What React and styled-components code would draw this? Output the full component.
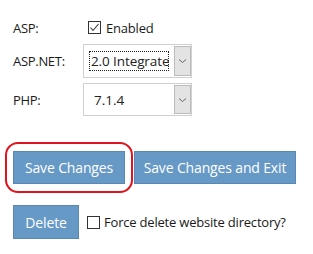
import React from "react";
import styled, { createGlobalStyle } from "styled-components";

const Global = createGlobalStyle`
  html, body { margin: 0; padding: 0; background: #fff; }
  body { font-family: "Open Sans", "Noto Sans", sans-serif; color: #222; }
`;

const Page = styled.div`
  position: relative;
  width: 313px;
  height: 254px;
  padding: 16px 0 0 13px;
  box-sizing: border-box;
`;

const Form = styled.div`
  display: grid;
  grid-template-columns: 70px auto;
  row-gap: 5px;
  align-items: center;
  justify-content: start;
`;

const Label = styled.div`
  font-size: 13px;
  line-height: 18px;
  color: #1a1a1a;
  letter-spacing: -0.3px;
`;

const CheckRow = styled.label`
  display: flex;
  align-items: center;
  gap: 5px;
  height: 23px;
  padding-left: ${(p) => p.$indent || 0}px;
  font-size: 13px;
  letter-spacing: -0.2px;
  color: #1a1a1a;
`;

const Box = styled.span`
  width: 13px;
  height: 13px;
  box-sizing: border-box;
  border: 1px solid #333;
  background: #fff;
  display: inline-flex;
  align-items: center;
  justify-content: center;
  flex: none;
`;

const Select = styled.div`
  width: 109px;
  height: ${(p) => p.$h}px;
  box-sizing: border-box;
  border: 1px solid #d0d0d0;
  background: #fff;
  display: flex;
  align-items: stretch;
  padding: 1px 0;
`;

const Value = styled.div`
  flex: 1;
  min-width: 0;
  display: flex;
  align-items: center;
  padding-left: ${(p) => p.$pad}px;
  font-size: 13.5px;
  color: #222;
  white-space: nowrap;
`;

const Focus = styled.span`
  display: block;
  width: 80px;
  height: 20px;
  line-height: 20px;
  outline: 1px dotted #222;
  outline-offset: -1px;
  padding-left: 2px;
  box-sizing: border-box;
  margin-left: -1px;
  white-space: nowrap;
  letter-spacing: -0.1px;
  overflow: hidden;
`;

const Drop = styled.div`
  width: 17px;
  box-sizing: border-box;
  border: 1px solid #bcbcbc;
  background: #e3e3e3;
  display: flex;
  align-items: center;
  justify-content: center;
`;

const Buttons = styled.div`
  display: flex;
  gap: 9px;
  margin-top: 35px;
`;

const Button = styled.button`
  height: ${(p) => p.$h || 33}px;
  width: ${(p) => p.$w}px;
  box-sizing: border-box;
  border: 1px solid #5a87b4;
  background: #6799c7;
  color: #fff;
  font-family: "Open Sans", sans-serif;
  font-size: 14px;
  letter-spacing: -0.15px;
  padding: 0;
  cursor: pointer;
`;

const Bottom = styled.div`
  display: flex;
  align-items: center;
  gap: 8px;
  margin-top: 21px;
`;

const Force = styled(CheckRow)`
  gap: 4px;
`;

const Mark = styled.div`
  position: absolute;
  left: 5px;
  top: 142px;
  width: 128px;
  height: 51px;
  box-sizing: border-box;
  border: 2px solid #e0141e;
  border-radius: 13px;
  pointer-events: none;
`;

const Chevron = () => (
  <svg width="9" height="6" viewBox="0 0 9 6">
    <path d="M1 1.5 L4.5 4.5 L8 1.5" fill="none" stroke="#666" strokeWidth="1" />
  </svg>
);

const Tick = () => (
  <svg width="11" height="11" viewBox="0 0 11 11">
    <path d="M1.5 5.5 L4 8.5 L9.5 2" fill="none" stroke="#333" strokeWidth="1.1" />
  </svg>
);

export default function App() {
  return (
    <>
      <Global />
      <Page>
        <Form>
          <Label>ASP:</Label>
          <CheckRow $indent={5}>
            <Box><Tick /></Box>
            Enabled
          </CheckRow>
          <Label>ASP.NET:</Label>
          <Select $h={34}>
            <Value $pad={6}>
              <Focus>2.0 Integrate</Focus>
            </Value>
            <Drop><Chevron /></Drop>
          </Select>
          <Label>PHP:</Label>
          <Select $h={33}>
            <Value $pad={10}>7.1.4</Value>
            <Drop><Chevron /></Drop>
          </Select>
        </Form>
        <Buttons>
          <Button $w={112}>Save Changes</Button>
          <Button $w={162}>Save Changes and Exit</Button>
        </Buttons>
        <Bottom>
          <Button $w={66} $h={34}>Delete</Button>
          <Force>
            <Box />
            Force delete website directory?
          </Force>
        </Bottom>
        <Mark />
      </Page>
    </>
  );
}
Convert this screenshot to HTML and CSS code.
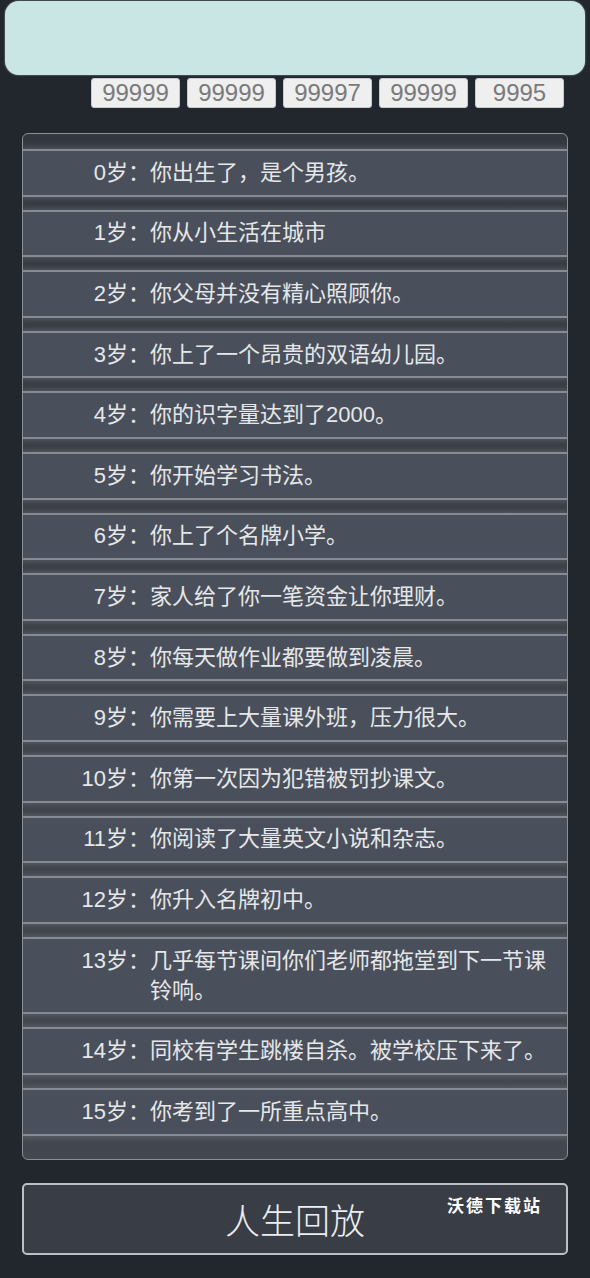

▶ _Description of the task_
Print the whole listing above once more, word for word, without its pictures.

▶ _Result of the exercise_
What React and styled-components code would draw this? Output the full component.
import React from "react";
import styled, { createGlobalStyle } from "styled-components";

const Global = createGlobalStyle`
  html, body { margin: 0; padding: 0; background: #fff; }
  body { font-family: "Open Sans", "Noto Sans", sans-serif; color: #222; }
`;

const Page = styled.div`
  position: relative;
  width: 313px;
  height: 254px;
  padding: 16px 0 0 13px;
  box-sizing: border-box;
`;

const Form = styled.div`
  display: grid;
  grid-template-columns: 70px auto;
  row-gap: 5px;
  align-items: center;
  justify-content: start;
`;

const Label = styled.div`
  font-size: 13px;
  line-height: 18px;
  color: #1a1a1a;
  letter-spacing: -0.3px;
`;

const CheckRow = styled.label`
  display: flex;
  align-items: center;
  gap: 5px;
  height: 23px;
  padding-left: ${(p) => p.$indent || 0}px;
  font-size: 13px;
  letter-spacing: -0.2px;
  color: #1a1a1a;
`;

const Box = styled.span`
  width: 13px;
  height: 13px;
  box-sizing: border-box;
  border: 1px solid #333;
  background: #fff;
  display: inline-flex;
  align-items: center;
  justify-content: center;
  flex: none;
`;

const Select = styled.div`
  width: 109px;
  height: ${(p) => p.$h}px;
  box-sizing: border-box;
  border: 1px solid #d0d0d0;
  background: #fff;
  display: flex;
  align-items: stretch;
  padding: 1px 0;
`;

const Value = styled.div`
  flex: 1;
  min-width: 0;
  display: flex;
  align-items: center;
  padding-left: ${(p) => p.$pad}px;
  font-size: 13.5px;
  color: #222;
  white-space: nowrap;
`;

const Focus = styled.span`
  display: block;
  width: 80px;
  height: 20px;
  line-height: 20px;
  outline: 1px dotted #222;
  outline-offset: -1px;
  padding-left: 2px;
  box-sizing: border-box;
  margin-left: -1px;
  white-space: nowrap;
  letter-spacing: -0.1px;
  overflow: hidden;
`;

const Drop = styled.div`
  width: 17px;
  box-sizing: border-box;
  border: 1px solid #bcbcbc;
  background: #e3e3e3;
  display: flex;
  align-items: center;
  justify-content: center;
`;

const Buttons = styled.div`
  display: flex;
  gap: 9px;
  margin-top: 35px;
`;

const Button = styled.button`
  height: ${(p) => p.$h || 33}px;
  width: ${(p) => p.$w}px;
  box-sizing: border-box;
  border: 1px solid #5a87b4;
  background: #6799c7;
  color: #fff;
  font-family: "Open Sans", sans-serif;
  font-size: 14px;
  letter-spacing: -0.15px;
  padding: 0;
  cursor: pointer;
`;

const Bottom = styled.div`
  display: flex;
  align-items: center;
  gap: 8px;
  margin-top: 21px;
`;

const Force = styled(CheckRow)`
  gap: 4px;
`;

const Mark = styled.div`
  position: absolute;
  left: 5px;
  top: 142px;
  width: 128px;
  height: 51px;
  box-sizing: border-box;
  border: 2px solid #e0141e;
  border-radius: 13px;
  pointer-events: none;
`;

const Chevron = () => (
  <svg width="9" height="6" viewBox="0 0 9 6">
    <path d="M1 1.5 L4.5 4.5 L8 1.5" fill="none" stroke="#666" strokeWidth="1" />
  </svg>
);

const Tick = () => (
  <svg width="11" height="11" viewBox="0 0 11 11">
    <path d="M1.5 5.5 L4 8.5 L9.5 2" fill="none" stroke="#333" strokeWidth="1.1" />
  </svg>
);

export default function App() {
  return (
    <>
      <Global />
      <Page>
        <Form>
          <Label>ASP:</Label>
          <CheckRow $indent={5}>
            <Box><Tick /></Box>
            Enabled
          </CheckRow>
          <Label>ASP.NET:</Label>
          <Select $h={34}>
            <Value $pad={6}>
              <Focus>2.0 Integrate</Focus>
            </Value>
            <Drop><Chevron /></Drop>
          </Select>
          <Label>PHP:</Label>
          <Select $h={33}>
            <Value $pad={10}>7.1.4</Value>
            <Drop><Chevron /></Drop>
          </Select>
        </Form>
        <Buttons>
          <Button $w={112}>Save Changes</Button>
          <Button $w={162}>Save Changes and Exit</Button>
        </Buttons>
        <Bottom>
          <Button $w={66} $h={34}>Delete</Button>
          <Force>
            <Box />
            Force delete website directory?
          </Force>
        </Bottom>
        <Mark />
      </Page>
    </>
  );
}
Convert this screenshot to HTML and CSS code.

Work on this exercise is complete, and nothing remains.